### WHAT IS NEEDED
Give, as a bare number, the count of lines that contain the word "page".

····················

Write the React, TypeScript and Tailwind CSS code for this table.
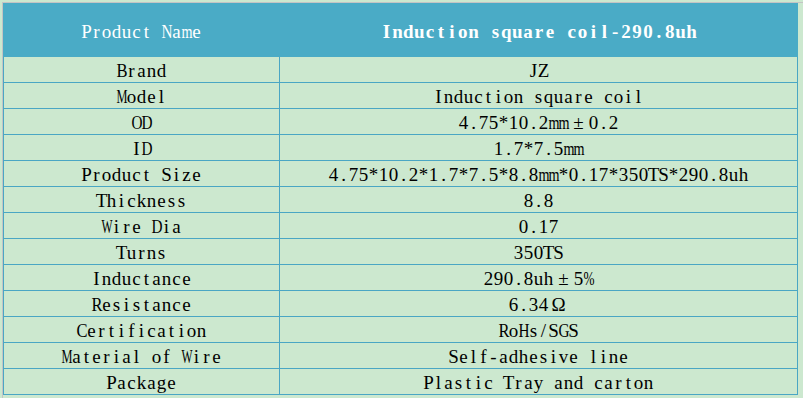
import type { ReactNode } from "react";

// Times advance widths (per 1000 em) for glyphs wider than a half-width cell
const WIDE: Record<string, number> = {
  A: 722, B: 667, C: 667, D: 722, G: 722, H: 722, K: 722, M: 889, N: 722,
  O: 722, Q: 722, R: 667, U: 722, V: 722, W: 944, X: 722, Y: 722,
  m: 778, w: 722, "%": 833,
};
const FULL = new Set(["±", "Ω"]);

// SimSun-like cells: every half-width char gets the same box
const Mono = ({ text, cell = 10, fit = 580 }: { text: string; cell?: number; fit?: number }) => (
  <>
    {Array.from(text).map((ch, i) => {
      if (FULL.has(ch)) {
        return (
          <span key={i} className="inline-flex justify-center w-[20px]">
            {ch}
          </span>
        );
      }
      const w = WIDE[ch];
      const sx = w && w > fit ? fit / w : 1;
      return (
        <span
          key={i}
          className="inline-flex justify-center whitespace-pre"
          style={{ width: cell, transform: sx < 1 ? `scaleX(${sx})` : undefined }}
        >
          {ch}
        </span>
      );
    })}
  </>
);

const ROWS: [string, string][] = [
  ["Brand", "JZ"],
  ["Model", "Induction square coil"],
  ["OD", "4.75*10.2mm±0.2"],
  ["ID", "1.7*7.5mm"],
  ["Product Size", "4.75*10.2*1.7*7.5*8.8mm*0.17*350TS*290.8uh"],
  ["Thickness", "8.8"],
  ["Wire Dia", "0.17"],
  ["Turns", "350TS"],
  ["Inductance", "290.8uh±5%"],
  ["Resistance", "6.34Ω"],
  ["Certification", "RoHs/SGS"],
  ["Material of Wire", "Self-adhesive line"],
  ["Package", "Plastic Tray and carton"],
];

const Cell = ({ children, className }: { children: ReactNode; className?: string }) => (
  <div className={`flex items-center justify-center whitespace-nowrap leading-none pt-[2px] ${className ?? ""}`}>
    {children}
  </div>
);

const App = () => {
  return (
    <div className="w-[803px] h-[398px] overflow-hidden bg-[#cce8cf] pt-[2px] pl-[2px]">
      <div className="border-t border-l border-[#c4c4c4] h-full">
        <div
          className="w-[795px] text-[19px] text-black"
          style={{ fontFamily: '"Liberation Serif", "Noto Sans CJK SC", serif' }}
        >
          <div className="flex h-[54px] bg-[#4aabc6] text-white">
            <Cell className="w-[277px]">
              <Mono text="Product Name" />
            </Cell>
            <Cell className="flex-1 font-bold">
              <Mono text="Induction square coil-290.8uh" cell={10.9} fit={620} />
            </Cell>
          </div>
          {ROWS.map(([label, value]) => (
            <div key={label} className="flex h-[26px] border-b border-l border-r border-[#4aa6c4]">
              <Cell className="w-[276px] border-r border-[#4aa6c4]">
                <Mono text={label} />
              </Cell>
              <Cell className="flex-1">
                <Mono text={value} />
              </Cell>
            </div>
          ))}
        </div>
      </div>
    </div>
  );
};

export default App;
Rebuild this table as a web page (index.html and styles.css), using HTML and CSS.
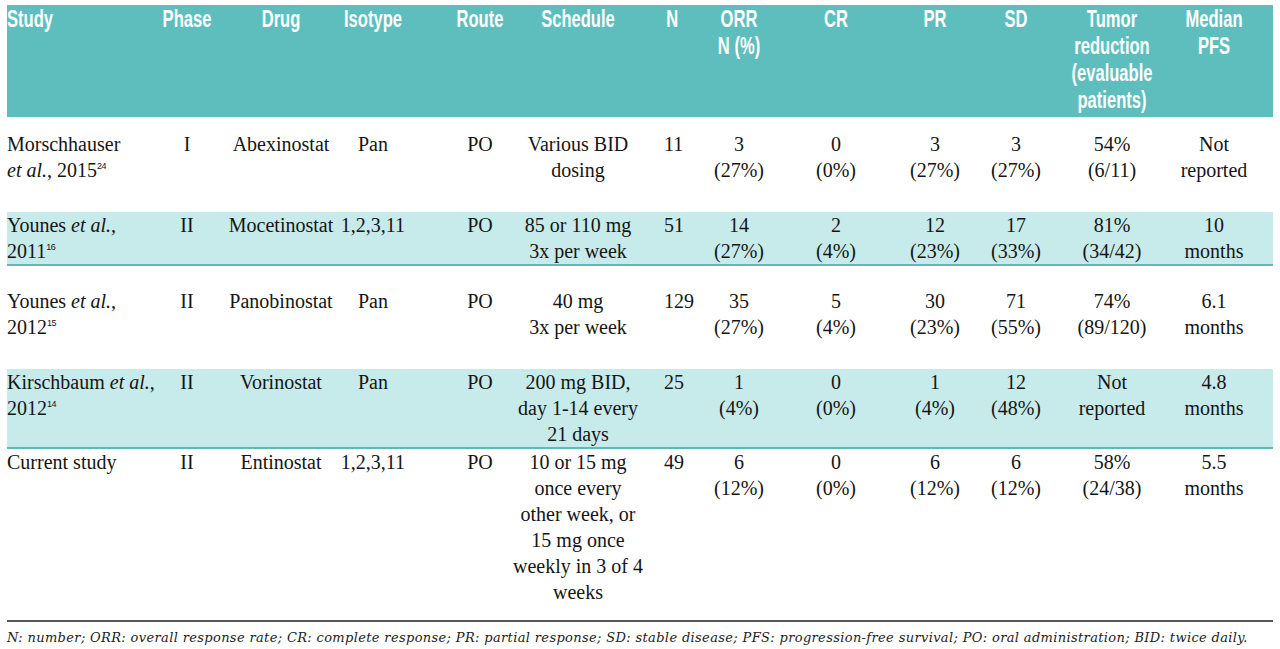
FILE: index.html
```html
<!DOCTYPE html>
<html>
<head>
<meta charset="utf-8">
<link rel="stylesheet" href="styles.css">
</head>
<body>
<div class="page">
  <div class="tbl">
    <div class="row head">
      <div class="study">Study</div>
      <div class="phase">Phase</div>
      <div class="drug">Drug</div>
      <div class="iso">Isotype</div>
      <div class="route">Route</div>
      <div class="sched">Schedule</div>
      <div class="n">N</div>
      <div class="orr">ORR<br>N (%)</div>
      <div class="cr">CR</div>
      <div class="pr">PR</div>
      <div class="sd">SD</div>
      <div class="tumor">Tumor<br>reduction<br>(evaluable<br>patients)</div>
      <div class="pfs">Median<br>PFS</div>
    </div>
    <div class="row body r1">
      <div class="study">Morschhauser<br><i>et al.</i>, 2015<sup>24</sup></div>
      <div class="phase">I</div>
      <div class="drug">Abexinostat</div>
      <div class="iso">Pan</div>
      <div class="route">PO</div>
      <div class="sched">Various BID<br>dosing</div>
      <div class="n">11</div>
      <div class="orr">3<br>(27%)</div>
      <div class="cr">0<br>(0%)</div>
      <div class="pr">3<br>(27%)</div>
      <div class="sd">3<br>(27%)</div>
      <div class="tumor">54%<br>(6/11)</div>
      <div class="pfs">Not<br>reported</div>
    </div>
    <div class="row body shade r2">
      <div class="study">Younes <i>et al.</i>,<br>2011<sup>16</sup></div>
      <div class="phase">II</div>
      <div class="drug">Mocetinostat</div>
      <div class="iso">1,2,3,11</div>
      <div class="route">PO</div>
      <div class="sched">85 or 110 mg<br>3x per week</div>
      <div class="n">51</div>
      <div class="orr">14<br>(27%)</div>
      <div class="cr">2<br>(4%)</div>
      <div class="pr">12<br>(23%)</div>
      <div class="sd">17<br>(33%)</div>
      <div class="tumor">81%<br>(34/42)</div>
      <div class="pfs">10<br>months</div>
    </div>
    <div class="row body r3">
      <div class="study">Younes <i>et al.</i>,<br>2012<sup>15</sup></div>
      <div class="phase">II</div>
      <div class="drug">Panobinostat</div>
      <div class="iso">Pan</div>
      <div class="route">PO</div>
      <div class="sched">40 mg<br>3x per week</div>
      <div class="n">129</div>
      <div class="orr">35<br>(27%)</div>
      <div class="cr">5<br>(4%)</div>
      <div class="pr">30<br>(23%)</div>
      <div class="sd">71<br>(55%)</div>
      <div class="tumor">74%<br>(89/120)</div>
      <div class="pfs">6.1<br>months</div>
    </div>
    <div class="row body shade r4">
      <div class="study">Kirschbaum <i>et al.</i>,<br>2012<sup>14</sup></div>
      <div class="phase">II</div>
      <div class="drug">Vorinostat</div>
      <div class="iso">Pan</div>
      <div class="route">PO</div>
      <div class="sched">200 mg BID,<br>day 1-14 every<br>21 days</div>
      <div class="n">25</div>
      <div class="orr">1<br>(4%)</div>
      <div class="cr">0<br>(0%)</div>
      <div class="pr">1<br>(4%)</div>
      <div class="sd">12<br>(48%)</div>
      <div class="tumor">Not<br>reported</div>
      <div class="pfs">4.8<br>months</div>
    </div>
    <div class="row body r5">
      <div class="study">Current study</div>
      <div class="phase">II</div>
      <div class="drug">Entinostat</div>
      <div class="iso">1,2,3,11</div>
      <div class="route">PO</div>
      <div class="sched">10 or 15 mg<br>once every<br>other week, or<br>15 mg once<br>weekly in 3 of 4<br>weeks</div>
      <div class="n">49</div>
      <div class="orr">6<br>(12%)</div>
      <div class="cr">0<br>(0%)</div>
      <div class="pr">6<br>(12%)</div>
      <div class="sd">6<br>(12%)</div>
      <div class="tumor">58%<br>(24/38)</div>
      <div class="pfs">5.5<br>months</div>
    </div>
  </div>
  <p class="foot">N: number; ORR: overall response rate; CR: complete response; PR: partial response; SD: stable disease; PFS: progression-free survival; PO: oral administration; BID: twice daily.</p>
</div>
</body>
</html>
```

FILE: styles.css
```css
html, body {
  margin: 0;
  padding: 0;
  background: #ffffff;
}

.page {
  padding: 5px 7px 0 7px;
}

.tbl {
  width: 1266px;
}

.row {
  display: grid;
  grid-template-columns: 150px 5px 50px 14px 110px 3px 68px 43px 60px 2px 132px 20px 43px 2px 60px 37px 60px 39px 60px 21px 60px 6px 120px 2px 80px 19px;
  white-space: nowrap;
  text-align: center;
}

.row > div { grid-row: 1; }

.study { grid-column: 1; text-align: left; }
.phase { grid-column: 3; }
.drug { grid-column: 5; }
.iso { grid-column: 7; }
.route { grid-column: 9; }
.sched { grid-column: 11; }
.n { grid-column: 13; text-align: left; }
.orr { grid-column: 15; }
.cr { grid-column: 17; }
.pr { grid-column: 19; }
.sd { grid-column: 21; }
.tumor { grid-column: 23; }
.pfs { grid-column: 25; }

.head {
  background: #5ebebe;
  color: #ffffff;
  font-family: "Liberation Sans", "Arial", sans-serif;
  font-weight: bold;
  font-size: 23px;
  line-height: 27px;
  padding: 1px 0 3px;
}

.head > div {
  margin: 0 -40px;
  transform: scaleX(0.72);
  transform-origin: 50% 50%;
}

.head > .study,
.head > .n {
  margin: 0 -40px 0 0;
  transform-origin: 0 50%;
}

.head > .n { padding-left: 3px; }

.body {
  font-family: "Liberation Serif", serif;
  font-size: 20px;
  line-height: 26px;
  color: #151515;
}

.body i { font-style: italic; }

.body sup {
  font-family: "Liberation Sans", sans-serif;
  font-size: 9px;
  line-height: 0;
  vertical-align: 8px;
  letter-spacing: -0.5px;
}

.shade {
  background: #c7eaea;
  border-bottom: 2px solid #5cbaba;
}

.r1 { padding: 14px 0 29px; }
.r2 { padding: 0; }
.r3 { padding: 22px 0 29px; }
.r4 { padding: 0; }
.r5 { padding: 0 0 15px; }

.foot {
  margin: 0;
  width: 1266px;
  border-top: 2px solid #555555;
  padding-top: 8px;
  font-family: "DejaVu Serif", serif;
  font-style: italic;
  font-size: 13px;
  letter-spacing: 0.35px;
  line-height: 16px;
  color: #222222;
  white-space: nowrap;
}
```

····················

### RIGHT ANSWER
3